US–Iran Strikes and Hormuz Route Shift Deepen Threat to Gulf Energy Flows
Severity: WARNING
Detected: 2026-07-09T08:06:45.680Z
Summary
Confirmed U.S. strikes inside Iran with civilian casualties, U.N. calls for de‑escalation, and tankers favoring the Iranian corridor over the U.S.-backed Omani route show the Gulf confrontation hardening into a sustained military standoff. Energy exporters, shippers, and central banks now face elevated risk of a sudden disruption in flows through the world’s key oil chokepoint.
Details
U.S. military action inside Iran and a visible shift in tanker routing through the Strait of Hormuz are pushing the Gulf confrontation into a more dangerous phase with direct implications for global energy security. In the 48 hours up to 07:09 UTC on 9 July, Iran’s Health Ministry reported 14 people killed and 78 wounded from American strikes on Iranian territory, confirming that the clash has moved beyond proxy engagements to sustained, lethal U.S. operations against targets in Iran itself. At 07:08 UTC, U.N. Secretary‑General António Guterres publicly urged Washington and Tehran to de‑escalate and resume talks, underscoring concern that current trajectories risk a wider regional war.

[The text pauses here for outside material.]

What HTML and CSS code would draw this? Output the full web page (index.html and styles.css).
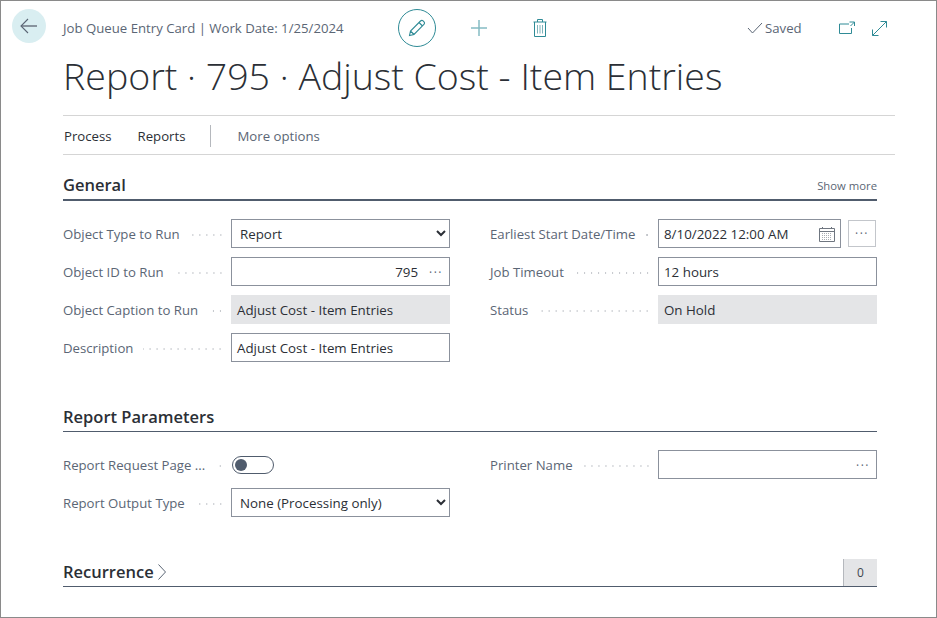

Simultaneously, shipping behavior in the Strait of Hormuz is beginning to reflect rising operational and political risk. A 08:01 UTC report notes that in the past 24 hours only one tanker used the Omani corridor, which is under U.S. security patronage, while “the rest of the vessels” chose the route hugging Iranian waters. While the data sample is short and not yet corroborated by full AIS analytics, this suggests operators may be calculating that proximity to Iranian control currently offers more predictable passage than overt association with U.S. protection, or that U.S.-escorted routing is constrained. For charterers, insurers and naval planners, this change is a red flag that risk assessments for each lane of the chokepoint are in flux in real time.
On the ground in Iran, the reported casualty figures—from the Iranian Ministry of Health—signal civilian exposure to U.S. strikes, increasing domestic pressure on the Iranian leadership to respond and reducing Tehran’s room for quiet de‑escalation. Any Iranian decision to retaliate against U.S. forces, Gulf bases, or commercial shipping would further raise the probability of miscalculation between a major power and a state with significant asymmetric capabilities and a nuclear program under international scrutiny. For U.S. policymakers and Gulf allies, the combination of Iranian casualties and shifting tanker behavior complicates deterrence messaging and crisis management, as signals to reassure markets may be perceived in Tehran as vulnerability or overreach.
For markets, the confrontation adds a layered risk premium. Crude benchmarks are exposed to both a gradual grind higher as traders price in elevated war risk and the tail risk of a sudden spike if shipping is disrupted or a tanker is hit. A 07:51 UTC analytical comment links U.S. strikes on Iran to a potential decline in gold driven by higher oil prices, rising inflation expectations, and a firmer dollar, although safe‑haven demand could counterbalance this if investors prioritise conflict risk over macro dynamics. Regional equities, particularly in energy‑heavy Gulf exchanges, face headline volatility, and Middle Eastern sovereign spreads could widen if investors start to fear direct threats to export infrastructure.
Over the next 24–48 hours, the key pressure points are: evidence of any Iranian kinetic response against U.S. assets or Gulf shipping; confirmation from AIS and maritime security firms on whether the routing shift towards Iranian waters is sustained; any indication that insurance premiums for Hormuz passage are being repriced materially higher; and U.S. or Iranian statements that move beyond rhetoric into declared red lines or partial no‑go zones in the strait. A move by either side to board, detain, or shadow tankers would sharply escalate both strategic and market risk, potentially turning a contested corridor into a partially weaponized choke point for global oil flows.
MARKET IMPACT ASSESSMENT: Heightened risk premium for crude benchmarks as Hormuz traffic patterns shift; potential bid for safe havens (USD, CHF, Treasuries) against pressure on regional FX and Gulf equities; gold’s direction is contested, with some analysts seeing downward pressure via stronger dollar and others focusing on risk hedging demand.